The Graybar Hotel: Stories
- The front cover of the first edition (hardcover)
- Author: Curtis Dawkins
- Language: English
- Genre: Short stories
- Publisher: Scribner
- Publication date: July 4, 2017
- Publication place: United States
- Media type: Print (hardback), e-book, audiobook
- Pages: 224
- ISBN: 978-1-5011-6229-9
- OCLC: 961009480

= The Graybar Hotel =

2017 short story collection about prison life by Curtis Dawkins

The Graybar Hotel is the debut collection of short stories about prison life by Curtis Dawkins, that was first published on July 4, 2017 by Scribner. Dawkins himself is a convicted murderer, serving a life sentence without parole at the Lakeland Correctional Facility in Michigan.

==Background==
Curtis Dawkins grew up in Louisville, Illinois, and earned a Master of Fine Arts from Western Michigan University in 2000. On October 31, 2004, Dawkins shot a man dead and held another hostage while under the influence of crack cocaine.
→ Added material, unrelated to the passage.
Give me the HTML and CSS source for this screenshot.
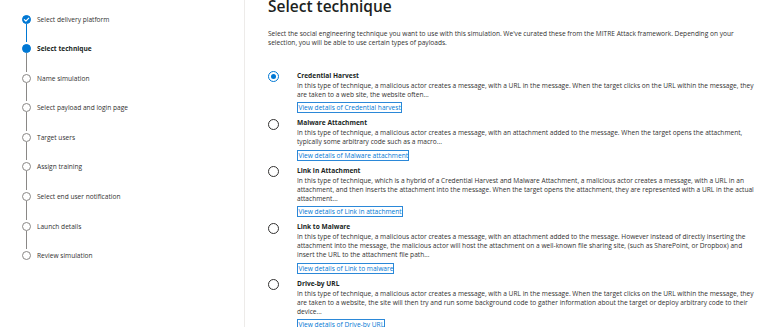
FILE: index.html
```html
<!DOCTYPE html>
<html lang="en">
<head>
    <meta charset="UTF-8">
    <meta name="viewport" content="width=device-width, initial-scale=1.0">
    <title>Select technique</title>
    <link rel="stylesheet" href="styles.css">
</head>
<body>
    <div class="wizard">
        <nav class="steps">
            <div class="step done">
                <div class="marker">
                    <span class="dot">
                        <svg viewBox="0 0 10 10" width="9" height="9"><path d="M2.6 5.1 L4.3 6.8 L7.5 3.4" fill="none" stroke="#fff" stroke-width="1.3" stroke-linecap="round" stroke-linejoin="round"/></svg>
                    </span>
                    <span class="line"></span>
                </div>
                <span class="label">Select delivery platform</span>
            </div>
            <div class="step current">
                <div class="marker"><span class="dot"></span><span class="line"></span></div>
                <span class="label">Select technique</span>
            </div>
            <div class="step">
                <div class="marker"><span class="dot"></span><span class="line"></span></div>
                <span class="label">Name simulation</span>
            </div>
            <div class="step">
                <div class="marker"><span class="dot"></span><span class="line"></span></div>
                <span class="label">Select payload and login page</span>
            </div>
            <div class="step">
                <div class="marker"><span class="dot"></span><span class="line"></span></div>
                <span class="label">Target users</span>
            </div>
            <div class="step">
                <div class="marker"><span class="dot"></span><span class="line"></span></div>
                <span class="label">Assign training</span>
            </div>
            <div class="step">
                <div class="marker"><span class="dot"></span><span class="line"></span></div>
                <span class="label">Select end user notification</span>
            </div>
            <div class="step">
                <div class="marker"><span class="dot"></span><span class="line"></span></div>
                <span class="label">Launch details</span>
            </div>
            <div class="step last">
                <div class="marker"><span class="dot"></span></div>
                <span class="label">Review simulation</span>
            </div>
        </nav>

        <main class="content">
            <h1>Select technique</h1>
            <p class="intro">Select the social engineering technique you want to use with this simulation. We've curated these from the MITRE Attack framework. Depending on your selection, you will be able to use certain types of payloads.</p>

            <div class="options">
                <div class="option selected">
                    <span class="radio"></span>
                    <div class="option-body">
                        <div class="option-title">Credential Harvest</div>
                        <p class="option-desc">In this type of technique, a malicious actor creates a message, with a URL in the message. When the target clicks on the URL within the message, they are taken to a web site, the website often...</p>
                        <a href="#" class="details">View details of Credential harvest</a>
                    </div>
                </div>
                <div class="option">
                    <span class="radio"></span>
                    <div class="option-body">
                        <div class="option-title">Malware Attachment</div>
                        <p class="option-desc">In this type of technique, a malicious actor creates a message, with an attachment added to the message. When the target opens the attachment, typically some arbitrary code such as a macro...</p>
                        <a href="#" class="details">View details of Malware attachment</a>
                    </div>
                </div>
                <div class="option">
                    <span class="radio"></span>
                    <div class="option-body">
                        <div class="option-title">Link in Attachment</div>
                        <p class="option-desc">In this type of technique, which is a hybrid of a Credential Harvest and Malware Attachment, a malicious actor creates a message, with a URL in an attachment, and then inserts the attachment into the message. When the target opens the attachment, they are represented with a URL in the actual attachment...</p>
                        <a href="#" class="details">View details of Link in attachment</a>
                    </div>
                </div>
                <div class="option">
                    <span class="radio"></span>
                    <div class="option-body">
                        <div class="option-title">Link to Malware</div>
                        <p class="option-desc">In this type of technique, a malicious actor creates a message, with an attachment added to the message. However instead of directly inserting the attachment into the message, the malicious actor will host the attachment on a well-known file sharing site, (such as SharePoint, or Dropbox) and insert the URL to the attachment file path...</p>
                        <a href="#" class="details">View details of Link to malware</a>
                    </div>
                </div>
                <div class="option">
                    <span class="radio"></span>
                    <div class="option-body">
                        <div class="option-title">Drive-by URL</div>
                        <p class="option-desc">In this type of technique, a malicious actor creates a message, with a URL in the message. When the target clicks on the URL within the message, they are taken to a website, the site will then try and run some background code to gather information about the target or deploy arbitrary code to their device...</p>
                        <a href="#" class="details">View details of Drive-by URL</a>
                    </div>
                </div>
            </div>
        </main>
    </div>
</body>
</html>
```

FILE: styles.css
```css
body {
    margin: 0;
    font-family: 'Segoe UI', 'Open Sans', sans-serif;
    font-size: 6.6px;
    background-color: #ffffff;
    color: #323130;
    overflow: hidden;
}

.wizard {
    display: flex;
    height: 100vh;
}

/* left step list */
.steps {
    width: 245px;
    flex-shrink: 0;
    border-right: 1px solid #edebe9;
    padding: 14.5px 0 0 22px;
    box-sizing: border-box;
}

.step {
    display: flex;
    gap: 6px;
    height: 29.6px;
}

.marker {
    display: flex;
    flex-direction: column;
    align-items: center;
    width: 9px;
}

.dot {
    width: 9px;
    height: 9px;
    box-sizing: border-box;
    border-radius: 50%;
    border: 1px solid #8a8886;
    display: flex;
    flex-shrink: 0;
}

.line {
    flex: 1;
    width: 1px;
    background-color: #8a8886;
    margin-bottom: 2px;
}

.step.done .dot,
.step.current .dot {
    background-color: #0078d4;
    border-color: #0078d4;
}

.step.done .dot svg {
    margin: -1px;
}

.step.done .line {
    background-color: #0078d4;
}

.label {
    font-size: 6.6px;
    line-height: 9px;
    color: #323130;
}

.step.current .label {
    font-weight: 700;
    color: #201f1e;
}

/* main content */
.content {
    flex: 1;
    padding: 0 10px 0 23px;
}

h1 {
    font-size: 15.5px;
    font-weight: 600;
    line-height: 13px;
    margin: 0;
    color: #201f1e;
}

.intro {
    line-height: 9.5px;
    margin: 15.5px 0 0;
}

.options {
    display: flex;
    flex-direction: column;
    gap: 5px;
    margin-top: 23px;
}

.option {
    display: grid;
    grid-template-columns: 11px 1fr;
    column-gap: 18px;
}

.radio {
    width: 11px;
    height: 11px;
    box-sizing: border-box;
    border: 1px solid #323130;
    border-radius: 50%;
    margin-top: 0.5px;
    display: flex;
    align-items: center;
    justify-content: center;
}

.option.selected .radio {
    border-color: #0078d4;
}

.option.selected .radio::after {
    content: '';
    width: 5px;
    height: 5px;
    border-radius: 50%;
    background-color: #0078d4;
}

.option-title {
    font-weight: 700;
    line-height: 10px;
    color: #201f1e;
}

.option-desc {
    line-height: 9px;
    margin: 0;
}

.details {
    display: block;
    width: fit-content;
    margin-top: 3.5px;
    line-height: 9px;
    color: #0078d4;
    text-decoration: none;
    border: 1.5px solid #2b88d8;
    padding: 0 0 0 0.5px;
}
```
In 2005 he was convicted of felony murder and sentenced to life imprisonment without the possibility of parole.

==Development==
While in quarantine awaiting his prison assignment, Dawkins wrote down the first line of his short story "County", inspired by his experience being incarcerated in the Kalamazoo County jail. Dawkins began writing in prison, explaining: "A part of me realized, if I'm going to live through this, I'm going to have to find a purpose." He used an electric typewriter to write short stories and mailed them to his sister who submitted his work to literary magazines. A few of Dawkins' stories were published in less-well-known journals, and in 2016, a selection of his short stories eventually came to the attention of a literary agent who took Dawkins on as a client. Dawkins' stories were then sold to American publisher Scribner for a six-figure advance, with Dawkins' share going to an education fund for his children.

==Stories==
Most of the fourteen stories in The Graybar Hotel are first-person narratives by an unnamed prisoner. The stories appear in the following sequence:
- "County"
- "A Human Number"
- "Sunshine"
- "Daytime Drama"
- "The Boy Who Dreamed Too Much"
- "573543"
- "In the Dayroom with Stinky"
- "Swans"
- "The World Out There"
- "Six Pictures of a Fire at Night"
- "Depakote Mo"
- "Brother Goose"
- "Engulfed"
- "Leche Quemada"

==Reception==
Reactions to the publication of The Graybar Hotel have been divided. Dawkins' editor acknowledged that "some people have been scared off by his circumstances and have mixed feelings about supporting somebody who's committed the kind of crime that he has." Novelist Nickolas Butler was initially conflicted about endorsing the book, but eventually did so after being convinced of Dawkins' remorse. The younger brother of Dawkins' victim objected to the publication of the book, saying: "I don't think [Dawkins] should have the right to publish anything."

===Critical response===
Early reviews were generally positive. Kirkus Reviews described The Graybar Hotel as a "well-turned and surprising addition to prison literature." Publishers Weekly was impressed with the book's "authenticity of real-life experience", noting that Dawkins' "prose is rich in metaphor and imagery". Reviewing Dawkins' book for the Houston Chronicle, Joseph Peschel concluded that: "His prison stories are insightful and well written, and they ring true. Dawkins possesses the acquired wisdom of a man who's been there, done that and, unfortunately, is staying there."